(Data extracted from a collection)
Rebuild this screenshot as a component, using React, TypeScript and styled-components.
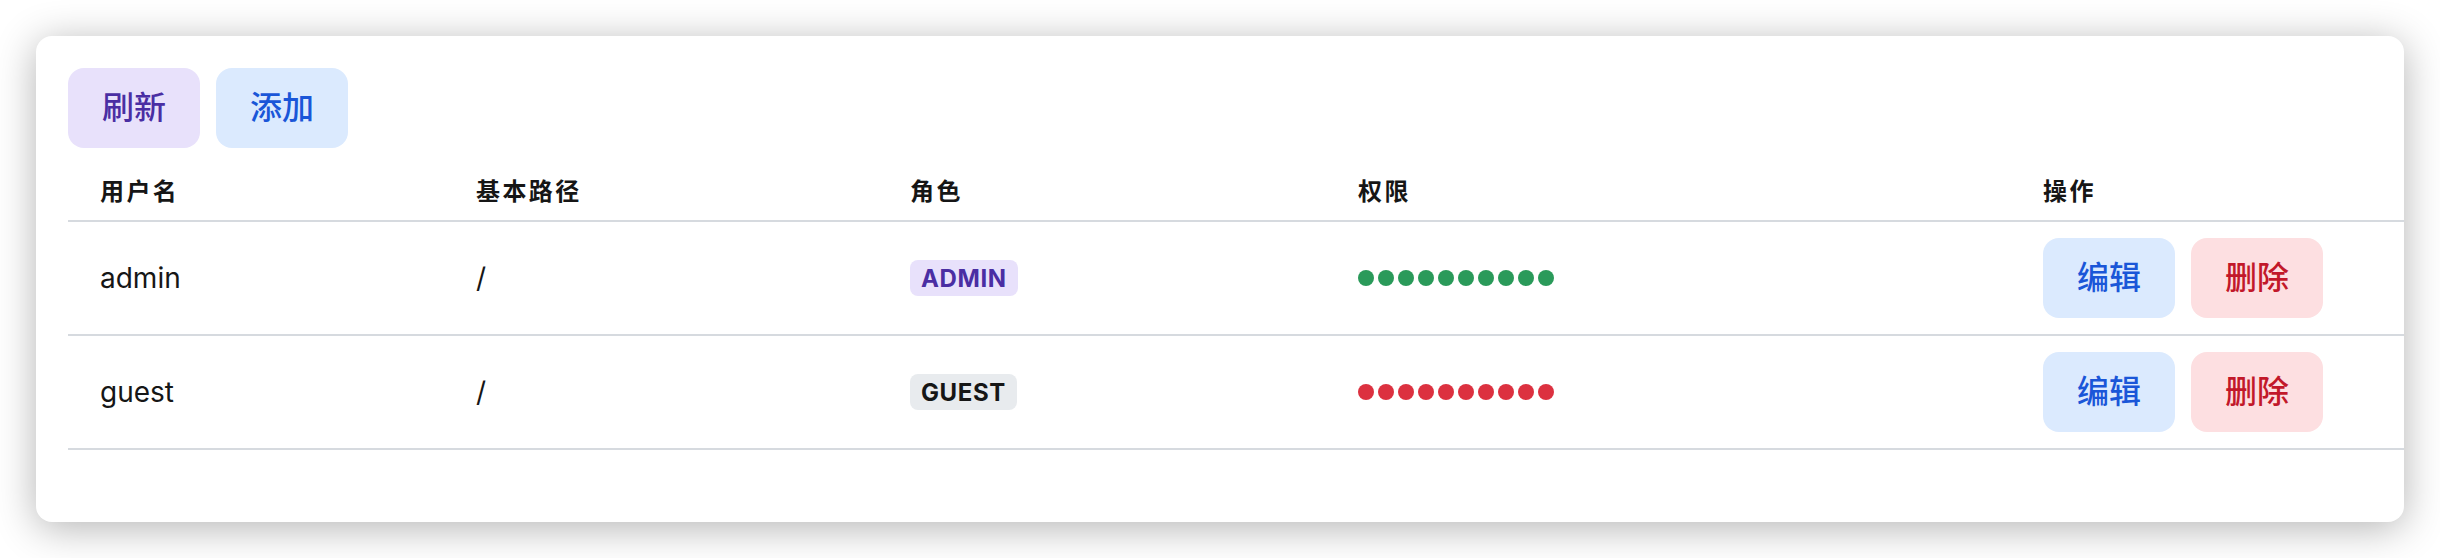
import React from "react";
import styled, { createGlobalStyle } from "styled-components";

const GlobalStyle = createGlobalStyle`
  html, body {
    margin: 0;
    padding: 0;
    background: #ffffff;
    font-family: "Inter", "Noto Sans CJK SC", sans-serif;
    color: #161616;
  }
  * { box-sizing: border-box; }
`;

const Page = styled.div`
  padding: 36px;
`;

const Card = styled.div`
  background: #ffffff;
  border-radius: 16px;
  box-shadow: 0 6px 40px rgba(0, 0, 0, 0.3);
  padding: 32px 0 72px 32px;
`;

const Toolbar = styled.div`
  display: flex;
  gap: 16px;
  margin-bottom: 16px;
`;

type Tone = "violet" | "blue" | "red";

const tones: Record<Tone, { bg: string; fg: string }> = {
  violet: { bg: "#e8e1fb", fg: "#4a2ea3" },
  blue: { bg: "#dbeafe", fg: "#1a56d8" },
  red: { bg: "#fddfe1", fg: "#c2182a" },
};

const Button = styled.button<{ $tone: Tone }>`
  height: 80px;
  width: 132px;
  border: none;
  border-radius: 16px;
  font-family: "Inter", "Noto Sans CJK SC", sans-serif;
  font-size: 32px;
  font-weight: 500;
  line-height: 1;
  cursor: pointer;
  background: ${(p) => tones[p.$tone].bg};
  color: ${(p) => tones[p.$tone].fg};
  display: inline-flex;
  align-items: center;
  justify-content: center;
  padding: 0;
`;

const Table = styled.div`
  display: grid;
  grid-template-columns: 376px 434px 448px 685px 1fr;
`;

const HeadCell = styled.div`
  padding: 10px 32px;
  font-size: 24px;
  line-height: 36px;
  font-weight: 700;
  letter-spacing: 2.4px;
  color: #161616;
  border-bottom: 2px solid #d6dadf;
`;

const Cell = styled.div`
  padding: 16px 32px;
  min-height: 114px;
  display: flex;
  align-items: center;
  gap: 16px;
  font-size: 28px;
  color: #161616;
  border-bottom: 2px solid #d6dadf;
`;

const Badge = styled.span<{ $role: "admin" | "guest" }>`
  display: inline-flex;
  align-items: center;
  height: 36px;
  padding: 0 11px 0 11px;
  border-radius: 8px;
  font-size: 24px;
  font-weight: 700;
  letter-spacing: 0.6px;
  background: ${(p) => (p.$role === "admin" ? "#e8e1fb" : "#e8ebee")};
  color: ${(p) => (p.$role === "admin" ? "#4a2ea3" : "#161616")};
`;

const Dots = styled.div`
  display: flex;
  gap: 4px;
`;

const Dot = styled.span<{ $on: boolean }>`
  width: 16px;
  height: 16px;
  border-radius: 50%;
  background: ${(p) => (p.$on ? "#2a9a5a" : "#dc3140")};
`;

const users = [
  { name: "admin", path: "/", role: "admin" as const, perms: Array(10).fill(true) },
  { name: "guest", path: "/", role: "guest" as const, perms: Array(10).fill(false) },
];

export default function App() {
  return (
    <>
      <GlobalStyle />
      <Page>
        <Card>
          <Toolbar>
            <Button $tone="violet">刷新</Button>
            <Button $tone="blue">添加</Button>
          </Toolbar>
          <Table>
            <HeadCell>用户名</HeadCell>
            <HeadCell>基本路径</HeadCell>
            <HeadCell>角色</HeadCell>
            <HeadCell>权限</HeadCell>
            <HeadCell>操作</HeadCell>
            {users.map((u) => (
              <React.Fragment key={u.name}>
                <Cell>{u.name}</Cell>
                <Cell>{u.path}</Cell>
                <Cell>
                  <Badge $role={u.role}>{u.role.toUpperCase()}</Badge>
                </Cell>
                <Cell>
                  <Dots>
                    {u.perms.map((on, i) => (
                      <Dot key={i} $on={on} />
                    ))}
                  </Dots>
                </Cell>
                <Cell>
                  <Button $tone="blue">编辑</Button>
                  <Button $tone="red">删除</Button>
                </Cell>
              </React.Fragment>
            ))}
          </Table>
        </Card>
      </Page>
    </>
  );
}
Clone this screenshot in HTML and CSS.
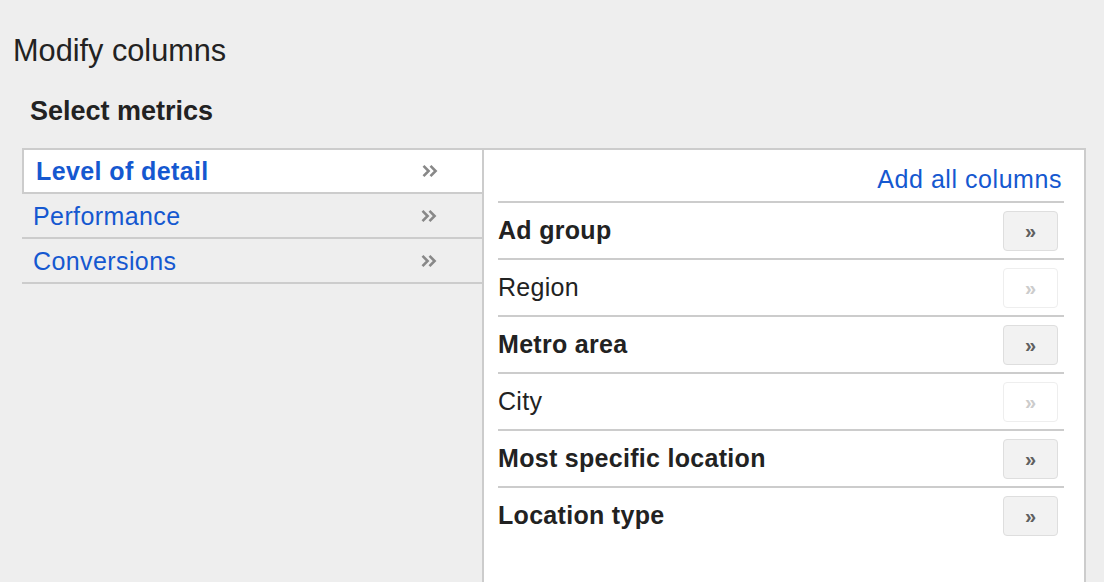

Job →
Tally the lines of the listing above that include the word "this". Answer with the number alone.

The completed task →
2